Maintenant que l’être humain dispose d’outils qui lui permettent « d’augmenter » son intelligence et son pouvoir d’action, les laboratoires s’affairent à créer des robots dotés d’une intelligence propre, donc capables de faire leurs propres choix. En Amérique comme en Europe, des équipes sont même à l’œuvre pour construire des processeurs informatiques « neuromorphiques », c’est-à-dire fonctionnant à l’image des neurones du cerveau. Peut-être sommes-nous à la veille de voir se réaliser le vieux rêve de l’humanité, à savoir donner la vie à un être-machine créé de nos propres mains.
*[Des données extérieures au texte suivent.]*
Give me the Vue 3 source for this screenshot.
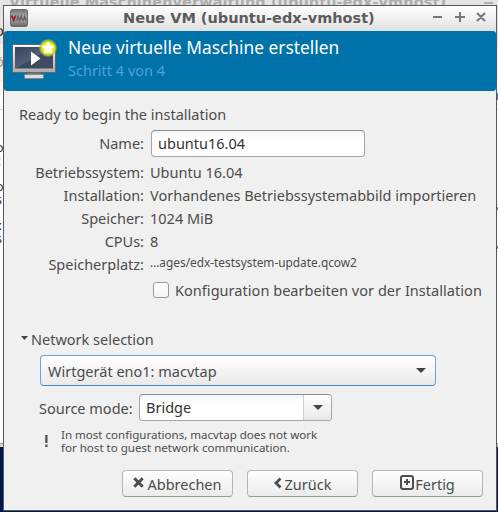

À suivre !
Biographe de Steve Jobs, d’Einstein et de Benjamin Franklin, Walter Isaacson sait relever le défi de rendre accessible à un large public l’histoire d’une révolution qui prend sa source dans des connaissances très pointues, ici les mathématiques et l’ingénierie. En bon journaliste vulgarisateur, il sait expliquer en évitant le jargon scientifique. D’ailleurs, si la science passionne Isaacson, ce qui l’intéresse tout autant ce sont les hommes et les femmes qui sont à l’origine de la révolution numérique. Comme quoi, tout autant qu’une aventure scientifique, la révolution numérique fut et reste aussi une aventure humaine, nous rappelle Isaacson. Les innovateurs est un livre fouillé sans être savant qui plaira aux esprits curieux.
1. Walter Isaacson, Les innovateurs, Comment un groupe de génies, hackers et geeks a fait la révolution numérique, trad. de l’américain par Bernard Sigaud, Lattès, Paris, 2015, 696 p. ; 39,95 $.